Oil industry executives yesterday blamed a supply shortage for the nation’s high gasoline prices while skeptical members of Congress demanded to know why their profits have reached record levels.
“We have reached a point where worldwide demand is straining the global energy system,” said Peter J. Robertson, vice chairman of Chevron Corp., in testimony before the Senate Judiciary Committee.
Senate Democrats recently proposed an energy bill that would tax the “windfall” profits of the nation’s five largest oil companies.
Executives from the companies said such taxes would do nothing to reduce gasoline prices. They said they need strong earnings to continue exploring for oil as the world’s supplies diminish.
“The oil and gas resources that are available for development are increasingly found in extremely difficult or hostile areas — areas that are more technically challenging … and are more costly to develop than has been the case during the past 30 years,” said John Hofmeister, president of Shell Oil Co.
The oil industry executives said they were being made scapegoats for high gasoline prices.

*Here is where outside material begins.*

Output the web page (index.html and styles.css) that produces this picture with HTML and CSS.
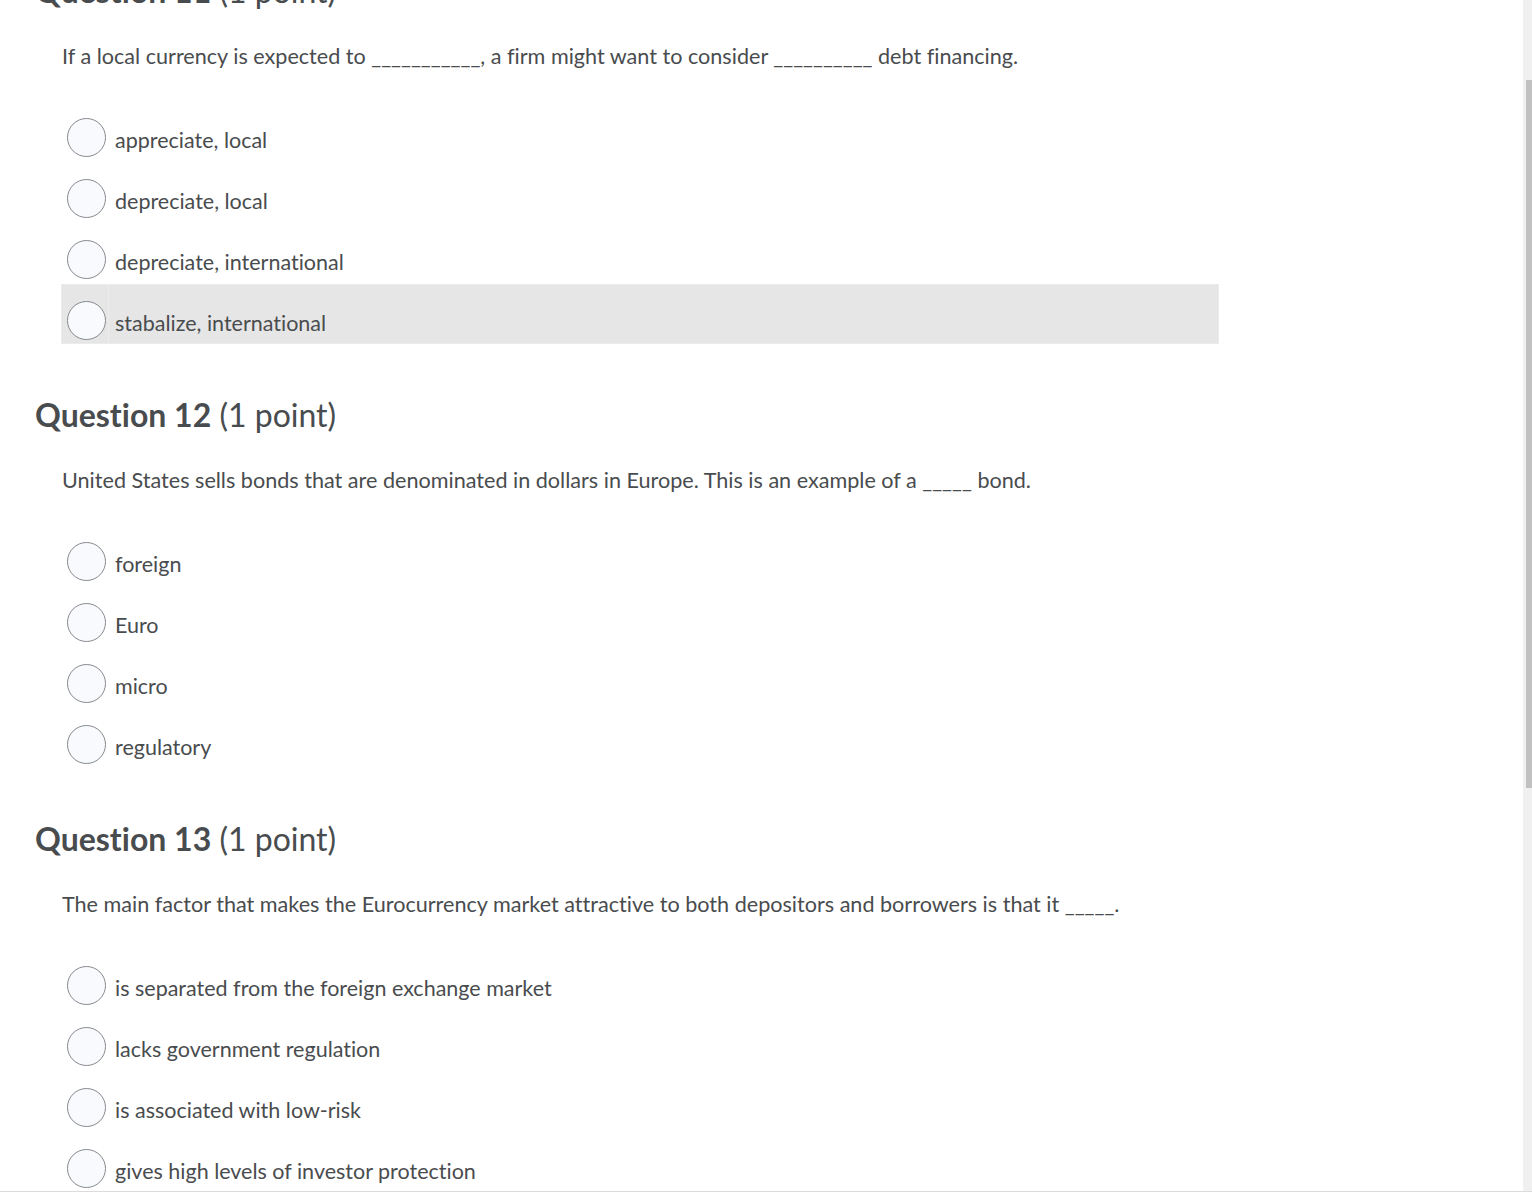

Sen. Patrick J. Leahy, Vermont Democrat, said oil prices that surpassed $133 a barrel yesterday could not be explained away by normal supply and demand.
“The issue is simple,” Mr. Leahy said. “People we represent are hurting; the companies you represent are profiting.”
J. Stephen Simon, executive vice president of Exxon Mobil Corp., said profits have been huge “in absolute terms” but must be viewed in the context of the massive scale of the industry.” He also said high earnings are needed “in the current up cycle” to pay for investments in the long term, when profits will be down.
” ’Current up cycle,’ that’s a nice term,” replied Mr. Leahy, “when people can’t afford to go to work” because gasoline is costing close to $4 a gallon.
He asked Mr. Simon what his total compensation was at Exxon Mobil, a company that made $40 billion last year. Mr. Simon replied it was $12.5 million annually.
John Lowe, executive vice president of ConocoPhillips Co., said he didn’t recall his total compensation. Mr. Hofmeister, the Shell president, said his was “about $2.2 million” but was not among the top five salaries at his company’s international parent. Robert Malone, chairman of BP America Inc., said his compensation was “in excess of $2 million.”
Sen. Arlen Specter, Pennsylvania Republican, said Exxon Mobil’s annual profits increased from $11.5 billion to $40.6 billion in the past five years and there was no explanation for “why profits have gone up so high when the consumer is suffering so much.”
The five companies together earned $36 billion in the first quarter of this year.
You have “just a litany of complaints that you’re all just hapless victims of a system,” Sen. Dianne Feinstein, California Democrat, told the executives. “Yet you rack up record profits … quarter after quarter after quarter.”
“I’m sorry to sound like a victim. I don’t feel like a victim at all,” replied Mr. Robertson of Chevron, saying he was proud of his company’s investments in future supply.
• This article was based in part on wire service reports.